WCRS being tipped for early sell-off or possible flotation

LONDON – The near £15m buyout of advertising agency WCRS from French parent Havas in April has been tailored towards an early sell-off or a possible flotation of the London agency.

According to industry newsletter Marketing Services Financial Intelligence, the business has been pre-packaged with a sell-off in mind, which will happen, it predicts, within the next two years with a sale seen as more likely than a flotation of the standalone agency business.

If the WCRS management team, which completed the buyout from Havas in April, does not float or sell, it may have a sale forced upon it by the French advertising holding firm and other shareholders in the business.

Havas sold 24.9% of the agency for £14.25m to a 23-strong WCRS management team alongside Robin Wight and his returning co-founder Peter Scott, plus a group of outside investors that include merger brokers LongAcre Partners and public relations entrepreneur Matthew Freud and his associates.

Bob Willott, editor of Marketing Services Financial Intelligence, said: "Pressure is sure to build for cashing in their investments if the business prospers."

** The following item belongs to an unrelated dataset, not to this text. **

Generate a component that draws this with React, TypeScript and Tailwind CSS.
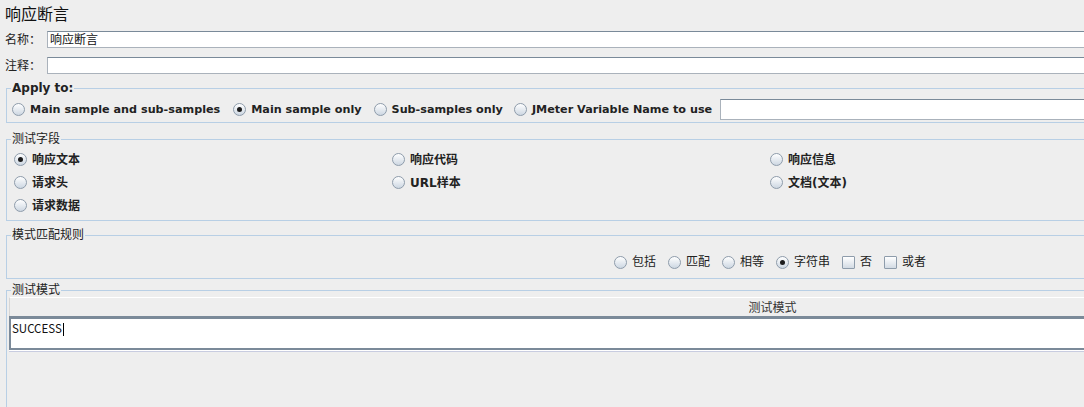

WCRS is certainly prospering. The month following the MBO, the agency won Manor Bakeries' £3m Mr Kipling advertising account followed by the whole of the £38m 3 mobile phone business out of TBWA\London without a pitch.

It also launched the latest phase of its highly successful campaign for directory enquiry service 118 118 as its moustachioed runners transformed into jump-suited 1970s crime fighters.

According to Willott, the freedom of the management team to decide the future destiny of the company is dependent on its ability to repay some £3.25m of debt due to Havas as part of the buyout deal, plus a further £3m at the time of sale or flotation.

Provided the debt is repaid, the management will be able to sell the company if the majority of shareholders agree.

"Such a move would almost certainly sever the residual link with the Havas-owned Arnold Worldwide network represented by the 24.9% shareholding it retains," Willott said.